DO THIS.
Pictures stay out of the copy; set down each line of the listing below exactly.
* Start SUPPLIED MATERIAL *
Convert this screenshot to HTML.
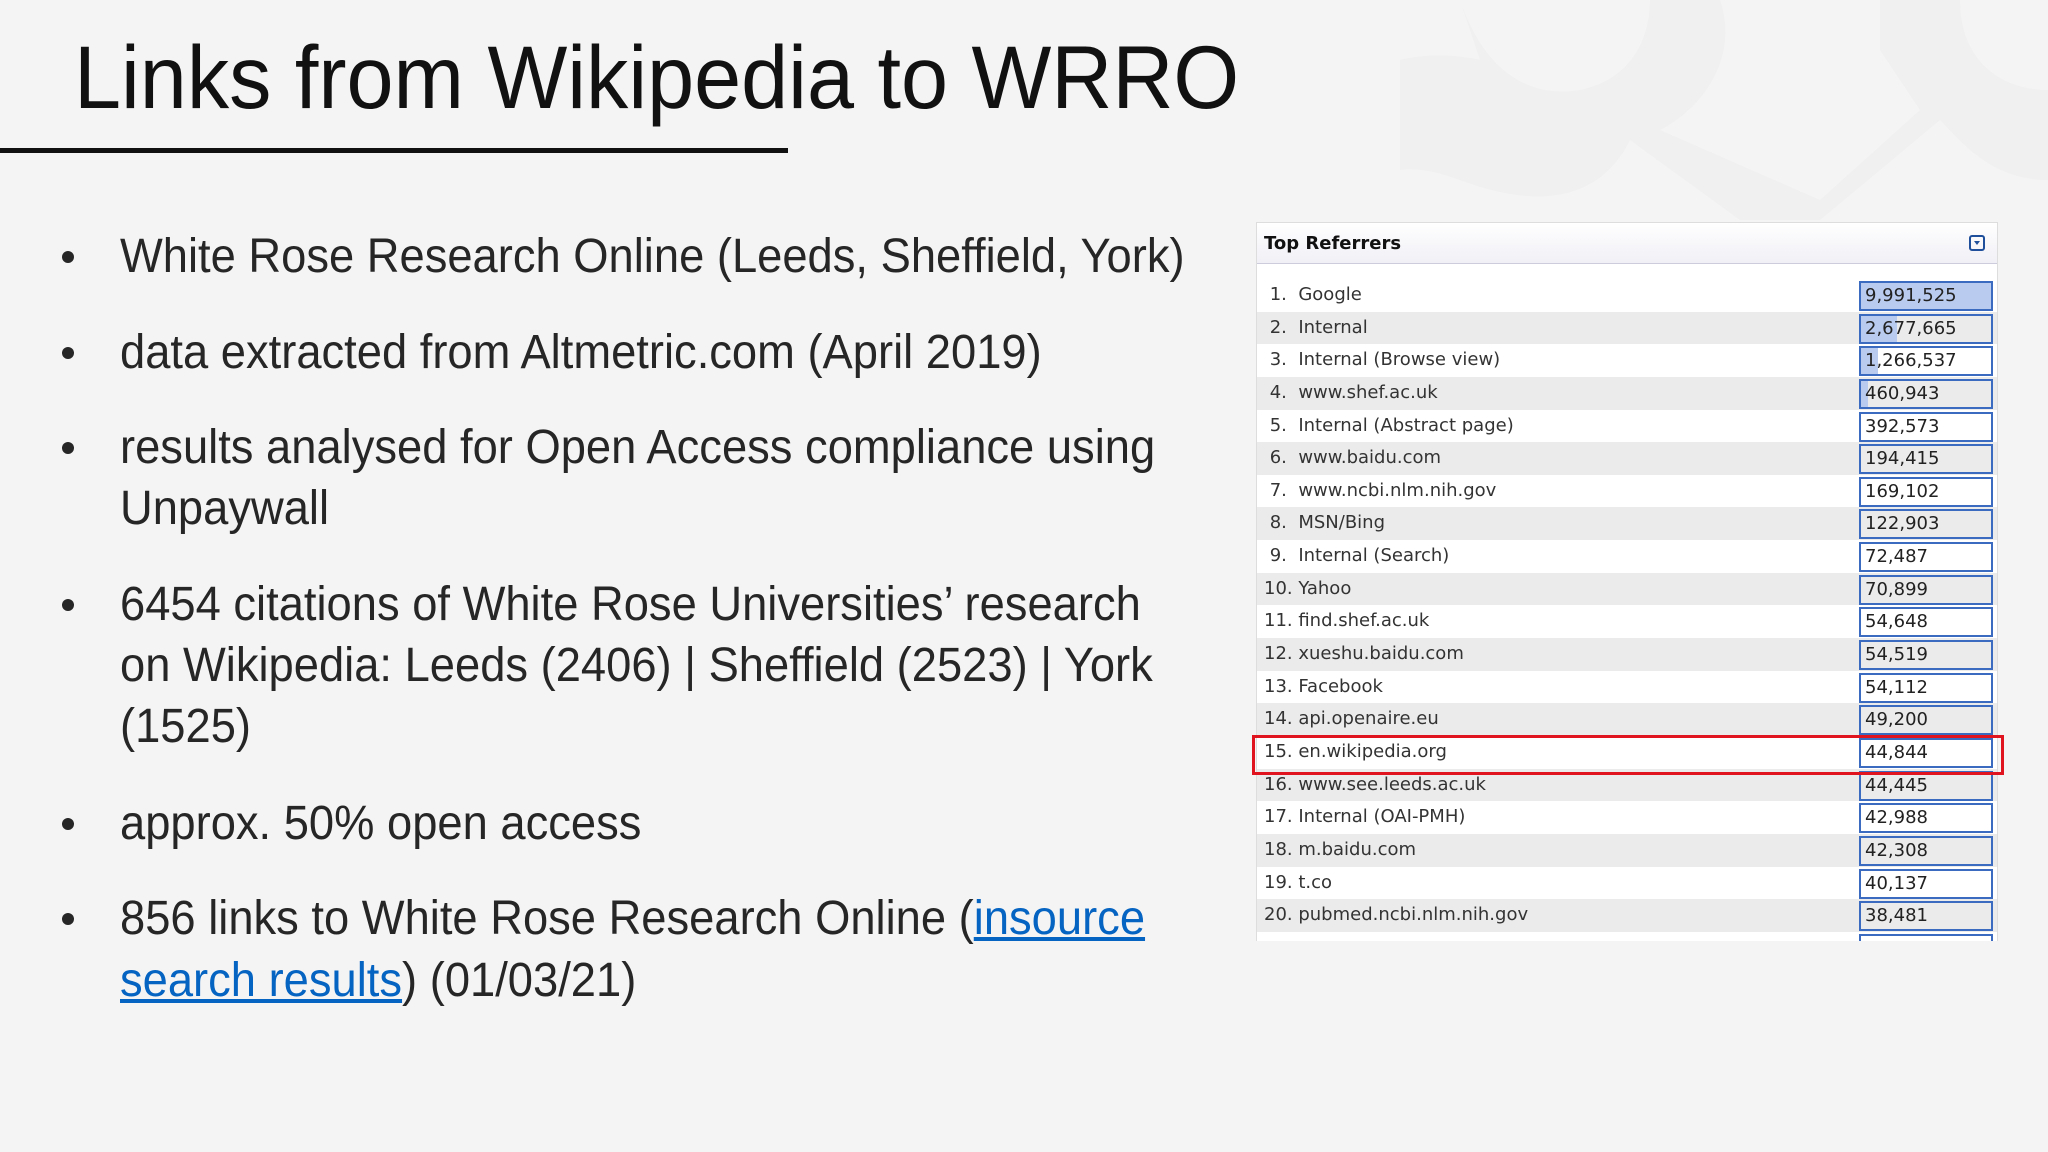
<!DOCTYPE html>
<html><head><meta charset="utf-8"><style>
body{margin:0;width:2048px;height:1152px;background:#f4f4f4;overflow:hidden;position:relative;font-family:"Liberation Sans",sans-serif;}
.t{position:absolute;left:74px;top:22px;font-size:89px;color:#111;white-space:nowrap;transform:scaleX(0.95);transform-origin:left;line-height:110px}
.ul{position:absolute;left:0;top:148px;width:788px;height:5px;background:#111}
.l{position:absolute;left:120px;font-size:48px;line-height:60px;color:#262626;white-space:nowrap;transform:scaleX(0.944);transform-origin:left}
.b{position:absolute;left:62px;width:12px;height:12px;border-radius:50%;background:#262626}
a{color:#0563c1;text-decoration:underline}
.panel{position:absolute;left:1256px;top:222px;width:740px;height:718px;background:#fff;border:1px solid #ddd;border-bottom:none;overflow:hidden;font-family:"DejaVu Sans",sans-serif;font-size:18px;color:#333}
.hd{height:40px;border-bottom:1px solid #ccd;background:linear-gradient(#fff,#f0f0f6);font-weight:bold;font-size:18px;line-height:42px;padding-left:7px;color:#111;position:relative}
.ic{position:absolute;right:12px;top:12px;width:12px;height:12px;border:2px solid #1f4f9a;border-radius:3px}
.ic:after{content:"";position:absolute;left:3px;top:4px;border-left:3px solid transparent;border-right:3px solid transparent;border-top:4px solid #1f4f9a}
.rows{position:absolute;top:56px;left:0;right:0}
.r{height:32.65px;line-height:32px;position:relative;padding-left:7px;white-space:nowrap}
.r:nth-child(even){background:#ebebeb}
.v{position:absolute;left:602px;top:2px;width:126px;height:26px;border:2px solid #3a6bc0;box-sizing:content-box;line-height:26px;padding-left:4px;color:#222;background:#fff;overflow:hidden}
.r:nth-child(even) .v{background:#ebebeb}
.bar{position:absolute;left:0;top:0;bottom:0;background:#b9cbef}
.v span{position:relative}
.red{position:absolute;left:1252px;top:735px;width:746px;height:34px;border:3px solid #e0141e}
</style></head><body>
<svg style="position:absolute;left:1400px;top:0" width="648" height="220"><path d="M60 0 C80 60 120 100 180 90 C230 80 250 40 250 0 L320 0 C340 60 300 110 260 130 L420 200 L520 110 L480 50 L480 0 L560 0 C560 60 600 90 648 90 L648 180 C590 180 560 140 540 120 L420 220 L340 220 L230 140 C200 200 140 210 60 180 C20 165 0 170 0 170 L0 60 C40 50 80 60 80 60 Z" fill="#ececec" opacity="0.45"/></svg>
<div class="t">Links from Wikipedia to WRRO</div>
<div class="ul"></div>
<div class="b" style="top:251px"></div><div class="l" style="top:227px">White Rose Research Online (Leeds, Sheffield, York)</div>
<div class="b" style="top:347px"></div><div class="l" style="top:323px">data extracted from Altmetric.com (April 2019)</div>
<div class="b" style="top:442px"></div><div class="l" style="top:418px">results analysed for Open Access compliance using</div>
<div class="l" style="top:479px">Unpaywall</div>
<div class="b" style="top:599px"></div><div class="l" style="top:575px">6454 citations of White Rose Universities’ research</div>
<div class="l" style="top:636px">on Wikipedia: Leeds (2406) | Sheffield (2523) | York</div>
<div class="l" style="top:697px">(1525)</div>
<div class="b" style="top:818px"></div><div class="l" style="top:794px">approx. 50% open access</div>
<div class="b" style="top:913px"></div><div class="l" style="top:889px">856 links to White Rose Research Online (<a>insource</a></div>
<div class="l" style="top:951px"><a>search results</a>) (01/03/21)</div>
<div class="panel"><div class="hd">Top Referrers<div class="ic"></div></div>
<div class="rows">
<div class="r">&nbsp;1.&nbsp; Google<div class="v"><div class="bar" style="width:100%"></div><span>9,991,525</span></div></div>
<div class="r">&nbsp;2.&nbsp; Internal<div class="v"><div class="bar" style="width:28%"></div><span>2,677,665</span></div></div>
<div class="r">&nbsp;3.&nbsp; Internal (Browse view)<div class="v"><div class="bar" style="width:13%"></div><span>1,266,537</span></div></div>
<div class="r">&nbsp;4.&nbsp; www.shef.ac.uk<div class="v"><div class="bar" style="width:5%"></div><span>460,943</span></div></div>
<div class="r">&nbsp;5.&nbsp; Internal (Abstract page)<div class="v"><span>392,573</span></div></div>
<div class="r">&nbsp;6.&nbsp; www.baidu.com<div class="v"><span>194,415</span></div></div>
<div class="r">&nbsp;7.&nbsp; www.ncbi.nlm.nih.gov<div class="v"><span>169,102</span></div></div>
<div class="r">&nbsp;8.&nbsp; MSN/Bing<div class="v"><span>122,903</span></div></div>
<div class="r">&nbsp;9.&nbsp; Internal (Search)<div class="v"><span>72,487</span></div></div>
<div class="r">10. Yahoo<div class="v"><span>70,899</span></div></div>
<div class="r">11. find.shef.ac.uk<div class="v"><span>54,648</span></div></div>
<div class="r">12. xueshu.baidu.com<div class="v"><span>54,519</span></div></div>
<div class="r">13. Facebook<div class="v"><span>54,112</span></div></div>
<div class="r">14. api.openaire.eu<div class="v"><span>49,200</span></div></div>
<div class="r">15. en.wikipedia.org<div class="v"><span>44,844</span></div></div>
<div class="r">16. www.see.leeds.ac.uk<div class="v"><span>44,445</span></div></div>
<div class="r">17. Internal (OAI-PMH)<div class="v"><span>42,988</span></div></div>
<div class="r">18. m.baidu.com<div class="v"><span>42,308</span></div></div>
<div class="r">19. t.co<div class="v"><span>40,137</span></div></div>
<div class="r">20. pubmed.ncbi.nlm.nih.gov<div class="v"><span>38,481</span></div></div>
<div class="r">&nbsp;<div class="v"><span></span></div></div>
</div></div>
<div class="red"></div>
</body></html>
* End SUPPLIED MATERIAL *
ANSWER FOR THE TASK.
Convert this screenshot to HTML.
<!DOCTYPE html>
<html><head><meta charset="utf-8"><style>
body{margin:0;width:2048px;height:1152px;background:#f4f4f4;overflow:hidden;position:relative;font-family:"Liberation Sans",sans-serif;}
.t{position:absolute;left:74px;top:22px;font-size:89px;color:#111;white-space:nowrap;transform:scaleX(0.95);transform-origin:left;line-height:110px}
.ul{position:absolute;left:0;top:148px;width:788px;height:5px;background:#111}
.l{position:absolute;left:120px;font-size:48px;line-height:60px;color:#262626;white-space:nowrap;transform:scaleX(0.944);transform-origin:left}
.b{position:absolute;left:62px;width:12px;height:12px;border-radius:50%;background:#262626}
a{color:#0563c1;text-decoration:underline}
.panel{position:absolute;left:1256px;top:222px;width:740px;height:718px;background:#fff;border:1px solid #ddd;border-bottom:none;overflow:hidden;font-family:"DejaVu Sans",sans-serif;font-size:18px;color:#333}
.hd{height:40px;border-bottom:1px solid #ccd;background:linear-gradient(#fff,#f0f0f6);font-weight:bold;font-size:18px;line-height:42px;padding-left:7px;color:#111;position:relative}
.ic{position:absolute;right:12px;top:12px;width:12px;height:12px;border:2px solid #1f4f9a;border-radius:3px}
.ic:after{content:"";position:absolute;left:3px;top:4px;border-left:3px solid transparent;border-right:3px solid transparent;border-top:4px solid #1f4f9a}
.rows{position:absolute;top:56px;left:0;right:0}
.r{height:32.65px;line-height:32px;position:relative;padding-left:7px;white-space:nowrap}
.r:nth-child(even){background:#ebebeb}
.v{position:absolute;left:602px;top:2px;width:126px;height:26px;border:2px solid #3a6bc0;box-sizing:content-box;line-height:26px;padding-left:4px;color:#222;background:#fff;overflow:hidden}
.r:nth-child(even) .v{background:#ebebeb}
.bar{position:absolute;left:0;top:0;bottom:0;background:#b9cbef}
.v span{position:relative}
.red{position:absolute;left:1252px;top:735px;width:746px;height:34px;border:3px solid #e0141e}
</style></head><body>
<svg style="position:absolute;left:1400px;top:0" width="648" height="220"><path d="M60 0 C80 60 120 100 180 90 C230 80 250 40 250 0 L320 0 C340 60 300 110 260 130 L420 200 L520 110 L480 50 L480 0 L560 0 C560 60 600 90 648 90 L648 180 C590 180 560 140 540 120 L420 220 L340 220 L230 140 C200 200 140 210 60 180 C20 165 0 170 0 170 L0 60 C40 50 80 60 80 60 Z" fill="#ececec" opacity="0.45"/></svg>
<div class="t">Links from Wikipedia to WRRO</div>
<div class="ul"></div>
<div class="b" style="top:251px"></div><div class="l" style="top:227px">White Rose Research Online (Leeds, Sheffield, York)</div>
<div class="b" style="top:347px"></div><div class="l" style="top:323px">data extracted from Altmetric.com (April 2019)</div>
<div class="b" style="top:442px"></div><div class="l" style="top:418px">results analysed for Open Access compliance using</div>
<div class="l" style="top:479px">Unpaywall</div>
<div class="b" style="top:599px"></div><div class="l" style="top:575px">6454 citations of White Rose Universities’ research</div>
<div class="l" style="top:636px">on Wikipedia: Leeds (2406) | Sheffield (2523) | York</div>
<div class="l" style="top:697px">(1525)</div>
<div class="b" style="top:818px"></div><div class="l" style="top:794px">approx. 50% open access</div>
<div class="b" style="top:913px"></div><div class="l" style="top:889px">856 links to White Rose Research Online (<a>insource</a></div>
<div class="l" style="top:951px"><a>search results</a>) (01/03/21)</div>
<div class="panel"><div class="hd">Top Referrers<div class="ic"></div></div>
<div class="rows">
<div class="r">&nbsp;1.&nbsp; Google<div class="v"><div class="bar" style="width:100%"></div><span>9,991,525</span></div></div>
<div class="r">&nbsp;2.&nbsp; Internal<div class="v"><div class="bar" style="width:28%"></div><span>2,677,665</span></div></div>
<div class="r">&nbsp;3.&nbsp; Internal (Browse view)<div class="v"><div class="bar" style="width:13%"></div><span>1,266,537</span></div></div>
<div class="r">&nbsp;4.&nbsp; www.shef.ac.uk<div class="v"><div class="bar" style="width:5%"></div><span>460,943</span></div></div>
<div class="r">&nbsp;5.&nbsp; Internal (Abstract page)<div class="v"><span>392,573</span></div></div>
<div class="r">&nbsp;6.&nbsp; www.baidu.com<div class="v"><span>194,415</span></div></div>
<div class="r">&nbsp;7.&nbsp; www.ncbi.nlm.nih.gov<div class="v"><span>169,102</span></div></div>
<div class="r">&nbsp;8.&nbsp; MSN/Bing<div class="v"><span>122,903</span></div></div>
<div class="r">&nbsp;9.&nbsp; Internal (Search)<div class="v"><span>72,487</span></div></div>
<div class="r">10. Yahoo<div class="v"><span>70,899</span></div></div>
<div class="r">11. find.shef.ac.uk<div class="v"><span>54,648</span></div></div>
<div class="r">12. xueshu.baidu.com<div class="v"><span>54,519</span></div></div>
<div class="r">13. Facebook<div class="v"><span>54,112</span></div></div>
<div class="r">14. api.openaire.eu<div class="v"><span>49,200</span></div></div>
<div class="r">15. en.wikipedia.org<div class="v"><span>44,844</span></div></div>
<div class="r">16. www.see.leeds.ac.uk<div class="v"><span>44,445</span></div></div>
<div class="r">17. Internal (OAI-PMH)<div class="v"><span>42,988</span></div></div>
<div class="r">18. m.baidu.com<div class="v"><span>42,308</span></div></div>
<div class="r">19. t.co<div class="v"><span>40,137</span></div></div>
<div class="r">20. pubmed.ncbi.nlm.nih.gov<div class="v"><span>38,481</span></div></div>
<div class="r">&nbsp;<div class="v"><span></span></div></div>
</div></div>
<div class="red"></div>
</body></html>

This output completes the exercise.